Parry House

Acquisition of property

In June 1946, The Children’s Museum bought an elegant limestone house at the corner of N. Meridian and 30th streets, spending $63,500. For the first time in its 21-year history the museum owned the structure housing it. And in the years since, the museum has remained on the site at 3000 N. Meridian Street and significantly expanded its footprint.

In 1946, Parry House, located at the corner of 30th and Meridian Streets, became the museum’s permanent home. The museum remains at this location, although Parry House was demolished to make way for the 1976 building.

The house was the former residence of St. Clair Parry, president of a local buggy and auto body manufacturing firm, and his wife Margaret. Built in 1913, the 13-room house had a beautiful ceiling mural in the living room, a lovely sunroom to one side, and a wide porch wrapping its front half. St. Clair Parry died in 1931; Margaret lived in the home until she died in 1945.

Fundraising drive and expansion

In association with the building purchase, the museum mounted a fundraising campaign to help pay off its five-year, $35,000 mortgage (the remaining $28,500 had come from its building fund), as well as $25,000 in moving and remodeling costs. The result was an outpouring of generosity from museum members and board trustees, area businesses, and local residents—so much so that by spring 1948 the museum had paid for everything and had money in the bank.

The remodeling costs were primarily the result of converting the 13 rooms of Parry house into 16 galleries. With less space than in the 35-room Carey house, the museum’s director Grace Golden and her staff had to use every square inch, including closets, which, with the installation of glass doors, became display cabinets.

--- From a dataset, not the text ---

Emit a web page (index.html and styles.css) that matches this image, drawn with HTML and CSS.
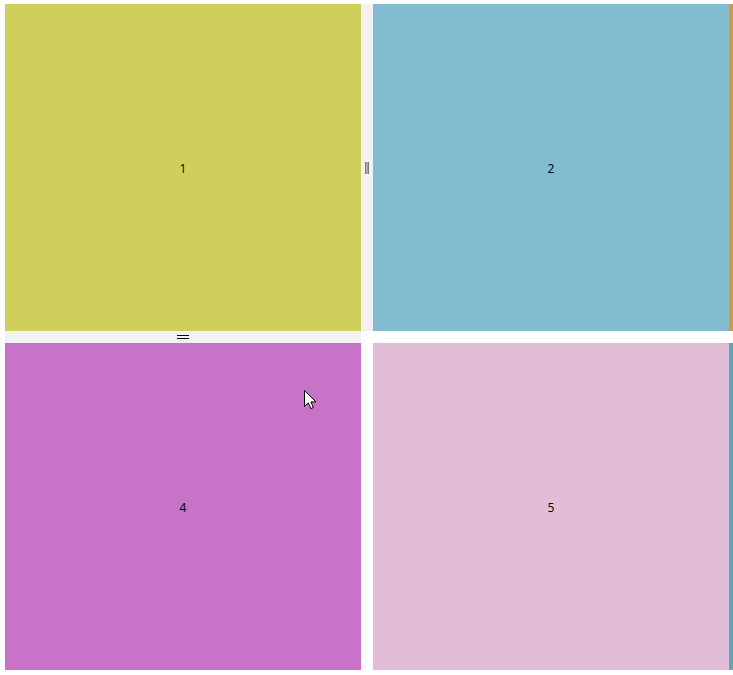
FILE: index.html
```html
<!DOCTYPE html>
<html>
<head>
<meta charset="utf-8">
<link rel="stylesheet" href="styles.css">
</head>
<body>
<div class="layout">
  <div class="panel p1">1</div>
  <div class="vgutter"><span class="vhandle"></span></div>
  <div class="panel p2">2</div>
  <div class="strip orange"></div>

  <div class="hgutter"><span class="hhandle"></span></div>
  <div class="blank"></div>
  <div class="blank"></div>
  <div class="blank"></div>

  <div class="panel p4">4</div>
  <div class="blank"></div>
  <div class="panel p5">5</div>
  <div class="strip teal"></div>
</div>
<svg class="cursor" width="14" height="22" viewBox="0 0 14 22">
  <path d="M0.5 0.5 L0.5 16.5 L4.3 12.8 L6.8 18.6 L9.3 17.5 L6.9 11.9 L12 11.9 Z" fill="#fff" stroke="#000" stroke-width="1" stroke-linejoin="miter"/>
</svg>
</body>
</html>
```
FILE: styles.css
```css
html, body {
  margin: 0;
  padding: 0;
  background: #ffffff;
}
.layout {
  display: grid;
  grid-template-columns: 356px 12px 356px 4px;
  grid-template-rows: 327px 12px 327px;
  padding: 4px 0 0 5px;
  font-family: "Open Sans", "Liberation Sans", sans-serif;
  font-size: 12px;
  color: #000;
}
.panel {
  display: flex;
  align-items: center;
  justify-content: center;
  padding-top: 2px;
  box-sizing: border-box;
}
.p1 { background: #cfd05b; }
.p2 { background: #83bbd0; }
.p4 { background: #c673c8; }
.p5 { background: #e1bdd7; }
.strip.orange { background: #d39a3c; }
.strip.teal { background: #5aa9b6; }
.vgutter {
  background: #f2f2f2;
  display: flex;
  align-items: center;
  justify-content: center;
}
.vhandle {
  width: 2px;
  height: 12px;
  border-left: 1px solid #7a7a7a;
  border-right: 1px solid #7a7a7a;
  background: #a9a9a9;
}
.hgutter {
  background: #f2f2f2;
  display: flex;
  align-items: center;
  justify-content: center;
}
.hhandle {
  width: 12px;
  height: 2px;
  border-top: 1px solid #000;
  border-bottom: 1px solid #000;
}
.cursor {
  position: absolute;
  left: 304px;
  top: 390px;
}
```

During the ensuing years the museum spread out, creating several additions to house new galleries. The first came just three years after moving to the Parry house—a new wing called the prehistory gallery and the conversion of the Parry carriage house into a natural science gallery. But as the museum grew in popularity, its board began looking for other ways to expand. The logical direction was west, behind the Parry property, where a former commercial garage/apartment structure known as the Dreyer building stood.